Entraré en la nada y me disolveré en ella, dijo el premio Nobel José Saramago, fallecido el pasado viernes. En la nada, don José, uno no puede ni disolverse.

Es la contradicción interna de la modernidad: aseguran, de modo poco científico, que Dios no existe y a renglón seguido comienza el suplicio vital, permanente, agudo, porque sin su amor no se puede vivir y sin su existencia no se puede pensar.

Lo que siempre olvida el descreído es que Dios existe o no existe independientemente de que lo hombres creamos o no creamos en él. Es decir, lo que ha olvidado la modernidad es la condición de criatura del ser humano ese sujeto tan apasionante pero tan débil que ni tan siquiera puede dar razón de su existencia. De la misma forma que a los cristianos nos traiciona la imagen, extraída de los libros infantiles, del viejo de la barba, con lo que corremos el riesgo de confundir a quien nos creó con los objetos por nosotros creados, al agnóstico le tortura la imagen de un magma gelatinoso, conocido como la nada. Y eso que la razón aduce que si hay magma ya estamos hablando de algo, no es la nada. En la nada no se diluye ni nuestra carroña.

Sí, el espíritu existe, sin importarle una higa nuestras disquisiciones. Nosotros mismos somos espíritus lastrados o amenizados- por un cuerpo material. Don José, ahora lo sabe, no se ha diluido en la nada, don José es eterno. Como todos los espíritus humanos, libres, para bien o para mal y, esto es seguro, para siempre.

Decía Saramago que no le tenía miedo a la muerte. Lógico. Es el cristiano quién siente temor a morir. Por dos razones: porque tiene motivos para amar la vida y porque sabe que la forma primera de pensamiento es el agradecimiento, la gratitud por el regalo de la existencia que nunca acaba de exprimir. También, porque sabe que la vida es eso que viene antes de la muerte y que, con ella, llega el momento del juicio inapelable. Por contra, para el desesperado, lo único que queda es la droga de la inconsistencia, la alienación mórbida del único enemigo del hombre: la desesperación, ésa que produce la atracción de la nada, el vértigo suicida de la autodestrucción. No confundamos la serenidad de quien confía en Cristo con la placidez del desesperado, la vitalidad de la fe con el amodorramiento del suicida.

Por otra parte, las reacciones al fallecimiento de Saramago me ratifican en que la modernidad ha matado las ideologías. Ya no existen revolucionarios y conservadores, la izquierda y la derecha han muerto.
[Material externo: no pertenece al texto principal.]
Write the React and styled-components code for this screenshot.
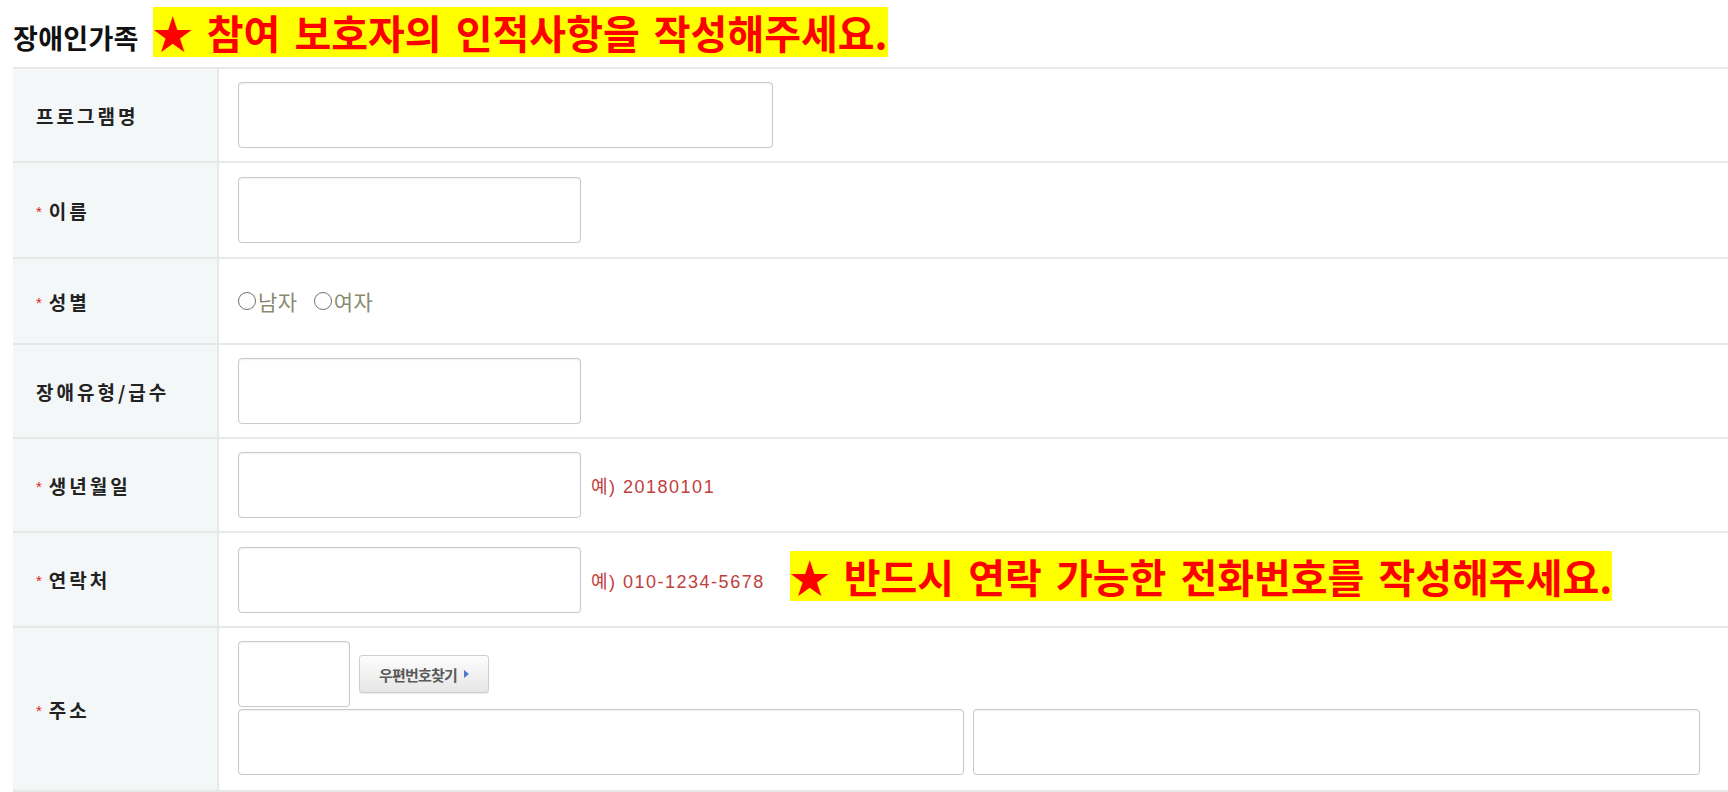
import React from "react";
import styled, { createGlobalStyle } from "styled-components";

const GlobalStyle = createGlobalStyle`
  body {
    margin: 0;
    background: #fff;
    font-family: "Noto Sans CJK KR", "Noto Sans", sans-serif;
    color: #222;
  }
`;

const Page = styled.div`
  padding: 7px 0 0 13px;
`;

const Heading = styled.h2`
  margin: 0 0 10px;
  height: 50px;
  line-height: 50px;
  font-weight: normal;
  white-space: nowrap;
`;

const Title = styled.span`
  font-size: 27px;
  font-weight: 700;
  color: #111;
  letter-spacing: 0.3px;
`;

const Highlight = styled.span`
  display: inline-block;
  background: #ffff00;
  color: #ff0000;
  font-size: 40px;
  font-weight: 700;
  line-height: 50px;
  word-spacing: 5px;
  margin-left: ${(p) => p.$offset || 0}px;
  margin-bottom: ${(p) => (p.$lift ? 7 : 0)}px;
  white-space: nowrap;
`;

const Form = styled.div`
  border-top: 2px solid #e8e8e8;
`;

const Row = styled.div`
  display: grid;
  grid-template-columns: 206px 1fr;
  border-bottom: 2px solid #e8e8e8;
`;

const Label = styled.div`
  box-sizing: border-box;
  background: #f4f7f8;
  border-right: 2px solid #e8e8e8;
  padding-left: 23px;
  display: flex;
  align-items: center;
  font-size: 19px;
  font-weight: 700;
  letter-spacing: 3px;
  color: #222;
`;

const Req = styled.span`
  color: #e02020;
  font-family: "Liberation Sans", sans-serif;
  font-size: 15px;
  font-weight: 400;
  margin-right: 7px;
  letter-spacing: 0;
  position: relative;
  top: 1px;
`;

const Cell = styled.div`
  box-sizing: border-box;
  min-height: ${(p) => p.$minH || 92}px;
  padding: 13px 0 ${(p) => (p.$column ? 15 : 13)}px 19px;
  display: flex;
  flex-direction: ${(p) => (p.$column ? "column" : "row")};
  align-items: ${(p) => (p.$column ? "flex-start" : "center")};
  gap: ${(p) => (p.$column ? "2px" : "0")};
`;

const Input = styled.input`
  box-sizing: border-box;
  width: ${(p) => p.$w || 343}px;
  height: 66px;
  border: 1px solid #c9c9cc;
  border-radius: 4px;
  box-shadow: inset 0 1px 2px rgba(0, 0, 0, 0.06), 0 0 1px rgba(0, 0, 0, 0.08);
  background: #fff;
  font-size: 16px;
  padding: 0 10px;
  margin: 0;
  outline: none;
`;

const Hint = styled.span`
  margin-left: 10px;
  font-family: "Liberation Sans", "Noto Sans CJK KR", sans-serif;
  font-size: 18px;
  letter-spacing: 1.5px;
  color: #c0403c;
  white-space: nowrap;
`;

const RadioGroup = styled.div`
  display: flex;
  align-items: center;
  gap: 16px;
`;

const RadioLabel = styled.label`
  display: flex;
  align-items: center;
  gap: 2px;
  font-size: 21px;
  letter-spacing: 0.5px;
  color: #8a8a72;
`;

const Radio = styled.input`
  appearance: none;
  width: 18px;
  height: 18px;
  margin: 0;
  border: 1.5px solid #707070;
  border-radius: 50%;
  background: #fff;
`;

const ZipLine = styled.div`
  display: flex;
  align-items: center;
  gap: 9px;
`;

const ZipButton = styled.button`
  box-sizing: border-box;
  width: 130px;
  height: 38px;
  display: flex;
  align-items: center;
  justify-content: center;
  gap: 7px;
  border: 1px solid #cfcfcf;
  border-radius: 3px;
  background: linear-gradient(#fdfdfd, #e6e6e6);
  box-shadow: 0 1px 1px rgba(0, 0, 0, 0.08);
  font-family: inherit;
  font-size: 15px;
  font-weight: 700;
  color: #5a5a5a;
  letter-spacing: -0.8px;
  padding: 0;
`;

const Arrow = styled.span`
  width: 0;
  height: 0;
  border-top: 4px solid transparent;
  border-bottom: 4px solid transparent;
  border-left: 5px solid #4f78c4;
`;

const AddrLine = styled.div`
  display: flex;
  gap: 9px;
`;

export default function App() {
  return (
    <>
      <GlobalStyle />
      <Page>
        <Heading>
          <Title>장애인가족</Title>
          <Highlight $offset={14}>★ 참여 보호자의 인적사항을 작성해주세요.</Highlight>
        </Heading>
        <Form>
          <Row>
            <Label>프로그램명</Label>
            <Cell $minH={91}>
              <Input $w={535} />
            </Cell>
          </Row>
          <Row>
            <Label>
              <Req>*</Req>이름
            </Label>
            <Cell $minH={94}>
              <Input />
            </Cell>
          </Row>
          <Row>
            <Label>
              <Req>*</Req>성별
            </Label>
            <Cell $minH={84}>
              <RadioGroup>
                <RadioLabel>
                  <Radio type="radio" name="sex" />
                  남자
                </RadioLabel>
                <RadioLabel>
                  <Radio type="radio" name="sex" />
                  여자
                </RadioLabel>
              </RadioGroup>
            </Cell>
          </Row>
          <Row>
            <Label>장애유형/급수</Label>
            <Cell>
              <Input />
            </Cell>
          </Row>
          <Row>
            <Label>
              <Req>*</Req>생년월일
            </Label>
            <Cell>
              <Input />
              <Hint>예) 20180101</Hint>
            </Cell>
          </Row>
          <Row>
            <Label>
              <Req>*</Req>연락처
            </Label>
            <Cell $minH={93}>
              <Input />
              <Hint>예) 010-1234-5678</Hint>
              <Highlight $offset={25} $lift>
                ★ 반드시 연락 가능한 전화번호를 작성해주세요.
              </Highlight>
            </Cell>
          </Row>
          <Row>
            <Label>
              <Req>*</Req>주소
            </Label>
            <Cell $column>
              <ZipLine>
                <Input $w={112} />
                <ZipButton type="button">
                  우편번호찾기
                  <Arrow />
                </ZipButton>
              </ZipLine>
              <AddrLine>
                <Input $w={726} />
                <Input $w={727} />
              </AddrLine>
            </Cell>
          </Row>
        </Form>
      </Page>
    </>
  );
}
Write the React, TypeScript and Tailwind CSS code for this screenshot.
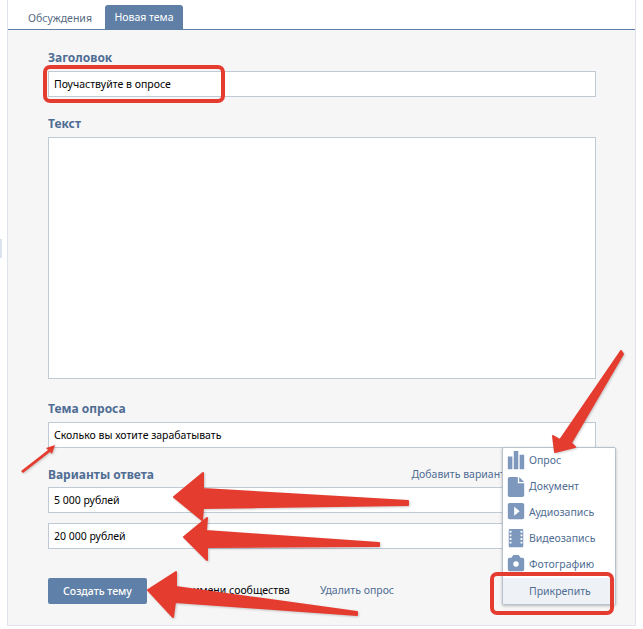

Ahora ya sólo existen cristianos y cristófobos y cada cual debe elegir su bando. Los tres grupos editoriales progresistas que con más entusiasmo que con más entusiasmo han recogido citas anticlericales de Saramago comenzando por su anticlerical discurso de aceptación del Premio Nobel de Literatura-, por concretar, PRISA, Mediapro y La Vanguardia, están liderados por Juan Luis Cebrián, residente en un casoplón de La Moraleja, por un Jaume Roures coleccionador de fincas en el litoral catalán y por Javier Godó, conde y vicepresidente del tercer banco y primer grupo industrial del país. O sea, izquierda de barricada.

De las personas pasemos a los epitafios. Compromiso, es la palabra más citada por las portadas de los diarios españoles y por las declaraciones de los seguidores del escritor portugués. ¿Compromiso? Con todo respeto y afecto al narrador: ¿Compromiso con qué? ¿Puede existir compromiso en una vida sin sentido, cuyo origen desconocemos y cuyo destino ignoramos? En una vida sin significado la fortaleza de los grandes y la debilidad de los menesterosos constituyen un soplo, un interregno demasiado breve como para merecer el compromiso vital que se pregona.

En cualquier caso, como cristiano, mi esperanza en que Saramago haya hablado con Dios antes de morir. No tiene por qué saberlo nadie: me refiero al diálogo íntimo entre creador y creatura, que en tanta ocasiones no dura más que un dilatado nanosegundo. Mi esperanza es que José Saramago, descanse en paz, en un paz vital y jocunda, la de la vitalidad constante y serenísima de quien ha descubierto que no se ha disuelto ni en la nada ni el todo, sino que ha encontrado el lugar que le estaba asignado, fuera del espacio y traspasado la frontera del tiempo a la eternidad: el de hijo de Dios.